DIRECTIONAL ROLLER CONE opportunities

An increasing number of Canadian oil and gas wells are being drilled directionally or horizontally because of:

• Thin reservoir formations that limit production if drilled vertically.

• Restricted surface access — such as environmentally sensitive areas, lakes or rivers, man-made structures, or areas in which the rights’ owner will not permit drilling — that requires setting up the drilling rig adjacent to the desired surface area and directing the wellbore laterally to the zone of interest.

• Multi-leg wells that maximize production and reduce drilling cost by branching off the main hole.

• A need to locate and produce zones that were previously undiscovered or bypassed.

• A need to maintain verticality in sharply dipping, folding or faulted formations in which a steerable bottomhole assembly (BHA) is used to direct the borehole path back to vertical.

With these increased opportunities for directional roller cone drilling in Canada and elsewhere, this TCI technology has significantly reduced unreliable bearing performance, excessive OD wear, and high cyclic loading failure. Innovative bit layouts are impeding cutting structure breakdown, and weld-applied OD protection limits leg and shirttail wear. The carbide volume in the critical heel-adjacent heel area has been optimized to distribute the work rate effectively across the bit face.

This design approach reduces tracking and eliminates balling for improved cutting structure integrity without sacrificing speed. High-strength legs are 100% stronger than conventional technology to manage the high cyclic loading effects of directional drilling.
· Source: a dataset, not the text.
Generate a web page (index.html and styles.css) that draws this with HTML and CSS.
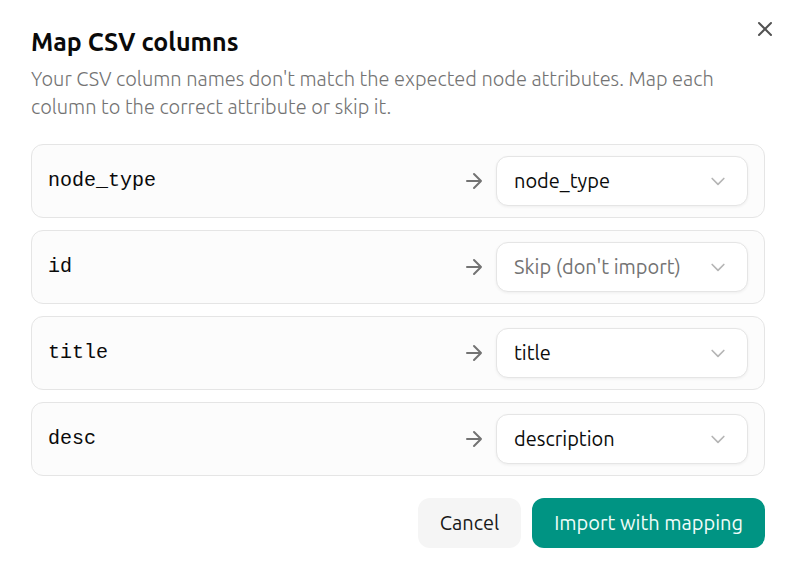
FILE: index.html
```html
<!DOCTYPE html>
<html lang="en">
<head>
    <meta charset="UTF-8">
    <meta name="viewport" content="width=device-width, initial-scale=1.0">
    <title>Map CSV columns</title>
    <link rel="stylesheet" href="styles.css">
</head>
<body>
    <main class="dialog" role="dialog" aria-labelledby="dialog-title" aria-describedby="dialog-description">
        <button type="button" class="close-btn" aria-label="Close">
            <svg class="icon" viewBox="0 0 24 24" aria-hidden="true"><path d="M18 6 6 18M6 6l12 12"/></svg>
        </button>

        <header class="dialog-header">
            <h1 id="dialog-title" class="dialog-title">Map CSV columns</h1>
            <p id="dialog-description" class="dialog-description">Your CSV column names don't match the expected node attributes. Map each column to the correct attribute or skip it.</p>
        </header>

        <form class="mapping-form">
            <div class="mapping-list">
                <div class="mapping-row">
                    <label class="column-name" for="map-node-type">node_type</label>
                    <svg class="icon arrow" viewBox="0 0 24 24" aria-hidden="true"><path d="M5 12h14M12 5l7 7-7 7"/></svg>
                    <div class="select-wrap">
                        <select id="map-node-type" class="attribute-select">
                            <option value="">Skip (don't import)</option>
                            <option selected>node_type</option>
                            <option>title</option>
                            <option>description</option>
                        </select>
                        <svg class="icon chevron" viewBox="0 0 24 24" aria-hidden="true"><path d="m5 9 7 7 7-7"/></svg>
                    </div>
                </div>
                <div class="mapping-row">
                    <label class="column-name" for="map-id">id</label>
                    <svg class="icon arrow" viewBox="0 0 24 24" aria-hidden="true"><path d="M5 12h14M12 5l7 7-7 7"/></svg>
                    <div class="select-wrap">
                        <select id="map-id" class="attribute-select skipped">
                            <option value="" selected>Skip (don't import)</option>
                            <option>node_type</option>
                            <option>title</option>
                            <option>description</option>
                        </select>
                        <svg class="icon chevron" viewBox="0 0 24 24" aria-hidden="true"><path d="m5 9 7 7 7-7"/></svg>
                    </div>
                </div>
                <div class="mapping-row">
                    <label class="column-name" for="map-title">title</label>
                    <svg class="icon arrow" viewBox="0 0 24 24" aria-hidden="true"><path d="M5 12h14M12 5l7 7-7 7"/></svg>
                    <div class="select-wrap">
                        <select id="map-title" class="attribute-select">
                            <option value="">Skip (don't import)</option>
                            <option>node_type</option>
                            <option selected>title</option>
                            <option>description</option>
                        </select>
                        <svg class="icon chevron" viewBox="0 0 24 24" aria-hidden="true"><path d="m5 9 7 7 7-7"/></svg>
                    </div>
                </div>
                <div class="mapping-row">
                    <label class="column-name" for="map-desc">desc</label>
                    <svg class="icon arrow" viewBox="0 0 24 24" aria-hidden="true"><path d="M5 12h14M12 5l7 7-7 7"/></svg>
                    <div class="select-wrap">
                        <select id="map-desc" class="attribute-select">
                            <option value="">Skip (don't import)</option>
                            <option>node_type</option>
                            <option>title</option>
                            <option selected>description</option>
                        </select>
                        <svg class="icon chevron" viewBox="0 0 24 24" aria-hidden="true"><path d="m5 9 7 7 7-7"/></svg>
                    </div>
                </div>
            </div>

            <footer class="dialog-footer">
                <button type="button" class="btn btn-secondary">Cancel</button>
                <button type="submit" class="btn btn-primary">Import with mapping</button>
            </footer>
        </form>
    </main>
</body>
</html>
```
FILE: styles.css
```css
:root {
    --primary-color: #009483;
    --text-color: #0a0a0a;
    --muted-color: #737373;
    --border-color: #e5e5e5;
    --row-color: #fcfcfc;
    --radius: 12px;
}

* {
    box-sizing: border-box;
}

body {
    margin: 0;
    background: white;
    color: var(--text-color);
    font-family: Ubuntu, 'Noto Sans', sans-serif;
    font-size: 20px;
    line-height: 28px;
}

.dialog {
    position: relative;
    padding: 28px 33px 28px 31px;
}

.icon {
    flex: none;
    width: 24px;
    height: 24px;
    fill: none;
    stroke: currentColor;
    stroke-width: 2;
    stroke-linecap: round;
    stroke-linejoin: round;
}

.close-btn {
    position: absolute;
    top: 17px;
    right: 21px;
    display: flex;
    padding: 0;
    border: none;
    background: none;
    color: #525252;
    cursor: pointer;
}

.dialog-title {
    margin: 0 0 9px;
    font-size: 25px;
    font-weight: 600;
    line-height: 28px;
}

.dialog-description {
    margin: 0;
    font-weight: 300;
    color: var(--muted-color);
}

.mapping-list {
    display: flex;
    flex-direction: column;
    gap: 12px;
    margin: 23px 0 22px;
}

.mapping-row {
    display: flex;
    align-items: center;
    gap: 10px;
    padding: 11px 16px;
    border: 1px solid var(--border-color);
    border-radius: var(--radius);
    background: var(--row-color);
}

.column-name {
    flex: 1;
    font-family: 'Liberation Mono', monospace;
    font-size: 20px;
}

.arrow {
    color: var(--muted-color);
}

.select-wrap {
    position: relative;
    width: 252px;
}

.attribute-select {
    display: block;
    width: 100%;
    height: 50px;
    padding: 0 48px 0 17px;
    border: 1px solid var(--border-color);
    border-radius: var(--radius);
    background: white;
    box-shadow: 0 1px 3px rgba(0, 0, 0, 0.06);
    color: inherit;
    font: inherit;
    appearance: none;
}

.attribute-select.skipped {
    color: var(--muted-color);
}

.chevron {
    position: absolute;
    top: 15px;
    right: 20px;
    width: 20px;
    height: 20px;
    color: #b5b5b5;
    pointer-events: none;
}

.dialog-footer {
    display: flex;
    justify-content: flex-end;
    gap: 11px;
}

.btn {
    height: 50px;
    padding: 0 22px;
    border: none;
    border-radius: var(--radius);
    font: inherit;
    cursor: pointer;
}

.btn-secondary {
    background: #f5f5f5;
    color: #171717;
}

.btn-primary {
    background: var(--primary-color);
    color: #f0fdfa;
}

.btn:focus-visible,
.close-btn:focus-visible,
.attribute-select:focus-visible {
    outline: 2px solid var(--primary-color);
    outline-offset: 2px;
}
```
Patent-pending active updrill protection improves durability in deviated wellbores, especially during backreaming.

In southeast Saskatchewan, TCI directional technology has been successful in drilling the build to the Bakken formation at a higher rate of penetration with significantly longer footage versus the offsets (Figure 3). This technology allows operators to complete the entire build section in a single run, reducing overall drilling time and cost per well.